## What is expected
Where a line holds "file", copy it.

## Information supplied
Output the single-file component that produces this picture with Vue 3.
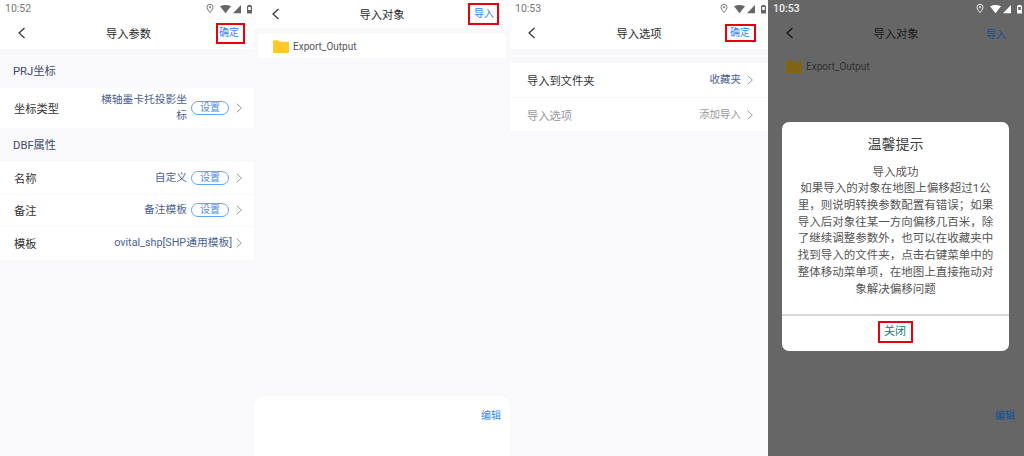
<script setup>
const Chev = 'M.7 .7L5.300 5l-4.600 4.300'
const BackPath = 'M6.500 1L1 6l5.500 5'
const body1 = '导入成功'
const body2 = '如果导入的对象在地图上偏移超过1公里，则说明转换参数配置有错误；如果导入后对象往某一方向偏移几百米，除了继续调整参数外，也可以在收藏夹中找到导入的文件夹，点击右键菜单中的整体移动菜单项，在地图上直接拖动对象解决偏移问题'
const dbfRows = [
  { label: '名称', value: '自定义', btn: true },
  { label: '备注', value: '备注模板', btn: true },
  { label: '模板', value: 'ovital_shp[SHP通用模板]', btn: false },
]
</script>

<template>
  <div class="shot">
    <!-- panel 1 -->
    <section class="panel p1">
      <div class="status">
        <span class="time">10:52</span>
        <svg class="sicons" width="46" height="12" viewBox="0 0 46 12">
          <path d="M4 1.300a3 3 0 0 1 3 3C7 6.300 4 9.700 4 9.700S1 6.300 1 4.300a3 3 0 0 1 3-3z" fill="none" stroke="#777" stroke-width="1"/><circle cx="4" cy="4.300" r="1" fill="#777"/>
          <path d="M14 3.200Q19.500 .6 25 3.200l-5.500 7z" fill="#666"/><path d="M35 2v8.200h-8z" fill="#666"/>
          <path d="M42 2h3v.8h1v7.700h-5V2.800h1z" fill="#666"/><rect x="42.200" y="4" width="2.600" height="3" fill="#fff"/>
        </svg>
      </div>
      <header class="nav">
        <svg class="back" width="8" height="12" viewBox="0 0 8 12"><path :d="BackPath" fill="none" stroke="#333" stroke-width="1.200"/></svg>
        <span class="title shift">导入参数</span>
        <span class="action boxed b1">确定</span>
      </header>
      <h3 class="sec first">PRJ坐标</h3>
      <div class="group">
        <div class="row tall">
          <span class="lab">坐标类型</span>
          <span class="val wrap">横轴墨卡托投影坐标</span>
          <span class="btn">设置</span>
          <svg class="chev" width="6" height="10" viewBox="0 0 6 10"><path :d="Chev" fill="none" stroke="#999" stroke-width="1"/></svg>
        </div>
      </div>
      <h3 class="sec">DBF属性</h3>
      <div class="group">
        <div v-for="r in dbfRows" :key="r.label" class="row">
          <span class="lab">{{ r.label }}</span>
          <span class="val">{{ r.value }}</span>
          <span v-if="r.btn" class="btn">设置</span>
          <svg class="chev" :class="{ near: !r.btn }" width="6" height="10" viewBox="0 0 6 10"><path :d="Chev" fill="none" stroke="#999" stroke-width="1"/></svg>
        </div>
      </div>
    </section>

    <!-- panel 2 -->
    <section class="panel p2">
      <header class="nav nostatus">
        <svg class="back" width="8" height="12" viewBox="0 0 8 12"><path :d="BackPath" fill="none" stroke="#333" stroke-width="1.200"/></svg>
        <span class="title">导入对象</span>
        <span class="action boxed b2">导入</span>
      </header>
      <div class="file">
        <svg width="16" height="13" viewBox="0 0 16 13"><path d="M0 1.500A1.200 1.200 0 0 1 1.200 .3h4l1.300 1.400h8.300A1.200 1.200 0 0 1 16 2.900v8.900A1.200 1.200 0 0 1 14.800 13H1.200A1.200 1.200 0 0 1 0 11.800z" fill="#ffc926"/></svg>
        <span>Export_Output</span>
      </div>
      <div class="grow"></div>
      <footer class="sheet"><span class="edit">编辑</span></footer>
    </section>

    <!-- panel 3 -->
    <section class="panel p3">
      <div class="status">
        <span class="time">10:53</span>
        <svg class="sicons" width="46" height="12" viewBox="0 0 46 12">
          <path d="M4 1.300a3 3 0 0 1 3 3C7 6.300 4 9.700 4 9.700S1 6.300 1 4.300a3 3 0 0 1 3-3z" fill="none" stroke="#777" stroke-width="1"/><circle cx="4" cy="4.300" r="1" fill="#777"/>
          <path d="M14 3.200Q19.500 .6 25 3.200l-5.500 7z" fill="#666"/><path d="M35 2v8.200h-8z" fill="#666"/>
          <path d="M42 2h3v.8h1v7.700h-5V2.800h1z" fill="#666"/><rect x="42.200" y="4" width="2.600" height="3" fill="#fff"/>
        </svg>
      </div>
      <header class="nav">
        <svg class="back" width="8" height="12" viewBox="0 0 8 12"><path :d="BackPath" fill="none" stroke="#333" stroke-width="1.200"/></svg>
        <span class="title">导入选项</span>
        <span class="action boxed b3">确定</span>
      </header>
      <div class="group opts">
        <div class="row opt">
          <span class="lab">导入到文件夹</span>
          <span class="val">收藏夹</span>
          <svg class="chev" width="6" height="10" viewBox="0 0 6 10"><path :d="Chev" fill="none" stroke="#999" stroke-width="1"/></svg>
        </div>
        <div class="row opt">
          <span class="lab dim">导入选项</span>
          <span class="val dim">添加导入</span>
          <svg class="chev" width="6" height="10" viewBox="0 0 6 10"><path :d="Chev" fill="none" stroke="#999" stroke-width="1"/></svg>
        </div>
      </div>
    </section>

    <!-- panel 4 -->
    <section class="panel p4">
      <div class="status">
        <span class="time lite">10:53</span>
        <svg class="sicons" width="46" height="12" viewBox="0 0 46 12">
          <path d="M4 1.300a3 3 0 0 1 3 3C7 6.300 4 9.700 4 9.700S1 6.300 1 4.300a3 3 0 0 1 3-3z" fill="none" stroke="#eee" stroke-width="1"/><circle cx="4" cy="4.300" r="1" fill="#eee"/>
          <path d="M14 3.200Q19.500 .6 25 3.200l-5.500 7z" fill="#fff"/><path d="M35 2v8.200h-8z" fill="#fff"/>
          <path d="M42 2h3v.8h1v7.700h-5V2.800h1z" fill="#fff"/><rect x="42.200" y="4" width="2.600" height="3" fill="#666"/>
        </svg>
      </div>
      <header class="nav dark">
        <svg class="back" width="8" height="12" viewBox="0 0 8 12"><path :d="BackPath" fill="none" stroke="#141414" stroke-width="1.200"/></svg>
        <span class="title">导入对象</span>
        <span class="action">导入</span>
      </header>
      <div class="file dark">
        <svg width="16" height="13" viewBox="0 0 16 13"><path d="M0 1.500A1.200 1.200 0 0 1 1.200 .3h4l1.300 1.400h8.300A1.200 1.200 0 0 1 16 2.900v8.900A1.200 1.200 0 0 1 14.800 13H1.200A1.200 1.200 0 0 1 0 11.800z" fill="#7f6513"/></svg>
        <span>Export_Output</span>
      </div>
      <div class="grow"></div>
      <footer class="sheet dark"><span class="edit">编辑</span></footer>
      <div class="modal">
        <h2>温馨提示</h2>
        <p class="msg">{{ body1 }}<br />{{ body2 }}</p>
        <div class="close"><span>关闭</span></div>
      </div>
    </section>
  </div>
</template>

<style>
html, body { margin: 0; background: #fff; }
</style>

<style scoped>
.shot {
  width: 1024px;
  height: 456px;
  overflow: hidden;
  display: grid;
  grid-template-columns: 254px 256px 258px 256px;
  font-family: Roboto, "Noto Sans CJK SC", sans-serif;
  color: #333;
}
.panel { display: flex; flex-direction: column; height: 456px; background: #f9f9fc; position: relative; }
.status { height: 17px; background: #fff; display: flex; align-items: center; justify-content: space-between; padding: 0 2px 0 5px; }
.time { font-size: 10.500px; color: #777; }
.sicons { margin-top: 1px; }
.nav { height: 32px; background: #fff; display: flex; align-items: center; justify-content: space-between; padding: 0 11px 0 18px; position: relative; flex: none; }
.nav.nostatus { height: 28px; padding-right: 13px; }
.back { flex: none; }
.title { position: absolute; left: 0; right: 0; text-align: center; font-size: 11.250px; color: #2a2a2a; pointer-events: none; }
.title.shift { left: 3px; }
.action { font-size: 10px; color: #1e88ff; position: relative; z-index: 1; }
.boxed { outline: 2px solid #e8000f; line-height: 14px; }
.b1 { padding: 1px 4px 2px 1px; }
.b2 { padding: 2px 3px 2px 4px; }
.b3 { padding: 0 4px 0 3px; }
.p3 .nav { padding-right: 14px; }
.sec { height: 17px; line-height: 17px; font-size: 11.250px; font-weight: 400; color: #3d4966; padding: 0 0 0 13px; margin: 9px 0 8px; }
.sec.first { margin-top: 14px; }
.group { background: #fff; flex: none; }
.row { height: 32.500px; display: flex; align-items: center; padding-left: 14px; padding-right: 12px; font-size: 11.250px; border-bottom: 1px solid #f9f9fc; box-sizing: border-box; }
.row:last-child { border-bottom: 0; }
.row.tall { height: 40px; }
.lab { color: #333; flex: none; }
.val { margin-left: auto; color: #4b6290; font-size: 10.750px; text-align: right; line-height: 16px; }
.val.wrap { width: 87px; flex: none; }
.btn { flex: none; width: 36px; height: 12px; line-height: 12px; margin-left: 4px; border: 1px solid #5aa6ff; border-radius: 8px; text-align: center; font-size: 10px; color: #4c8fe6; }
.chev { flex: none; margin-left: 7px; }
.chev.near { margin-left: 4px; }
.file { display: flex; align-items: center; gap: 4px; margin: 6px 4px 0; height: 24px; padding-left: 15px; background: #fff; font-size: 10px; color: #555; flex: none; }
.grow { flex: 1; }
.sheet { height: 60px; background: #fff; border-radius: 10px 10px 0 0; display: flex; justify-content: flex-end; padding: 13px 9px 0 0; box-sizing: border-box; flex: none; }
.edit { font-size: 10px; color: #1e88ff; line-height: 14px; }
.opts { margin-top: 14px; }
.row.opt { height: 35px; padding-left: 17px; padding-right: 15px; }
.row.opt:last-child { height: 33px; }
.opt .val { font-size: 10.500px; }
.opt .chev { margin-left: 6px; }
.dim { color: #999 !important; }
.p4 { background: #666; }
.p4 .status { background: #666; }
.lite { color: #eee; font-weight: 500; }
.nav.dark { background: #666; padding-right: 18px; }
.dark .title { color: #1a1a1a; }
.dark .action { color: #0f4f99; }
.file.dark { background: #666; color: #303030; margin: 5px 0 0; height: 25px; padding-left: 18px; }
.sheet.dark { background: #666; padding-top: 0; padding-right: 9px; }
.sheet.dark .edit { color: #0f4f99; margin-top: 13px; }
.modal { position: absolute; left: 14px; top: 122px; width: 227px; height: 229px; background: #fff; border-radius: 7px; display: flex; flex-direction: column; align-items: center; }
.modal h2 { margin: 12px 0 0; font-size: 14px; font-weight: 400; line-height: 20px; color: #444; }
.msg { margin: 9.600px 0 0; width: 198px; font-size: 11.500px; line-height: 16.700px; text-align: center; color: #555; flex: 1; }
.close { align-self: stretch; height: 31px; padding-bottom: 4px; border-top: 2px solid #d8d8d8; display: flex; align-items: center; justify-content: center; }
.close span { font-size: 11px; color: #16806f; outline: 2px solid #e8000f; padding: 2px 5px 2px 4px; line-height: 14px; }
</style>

## The answer
Output the single-file component that produces this picture with Vue 3.
      <div class="file">
      <div class="file dark">
.file { display: flex; align-items: center; gap: 4px; margin: 6px 4px 0; height: 24px; padding-left: 15px; background: #fff; font-size: 10px; color: #555; flex: none; }
.file.dark { background: #666; color: #303030; margin: 5px 0 0; height: 25px; padding-left: 18px; }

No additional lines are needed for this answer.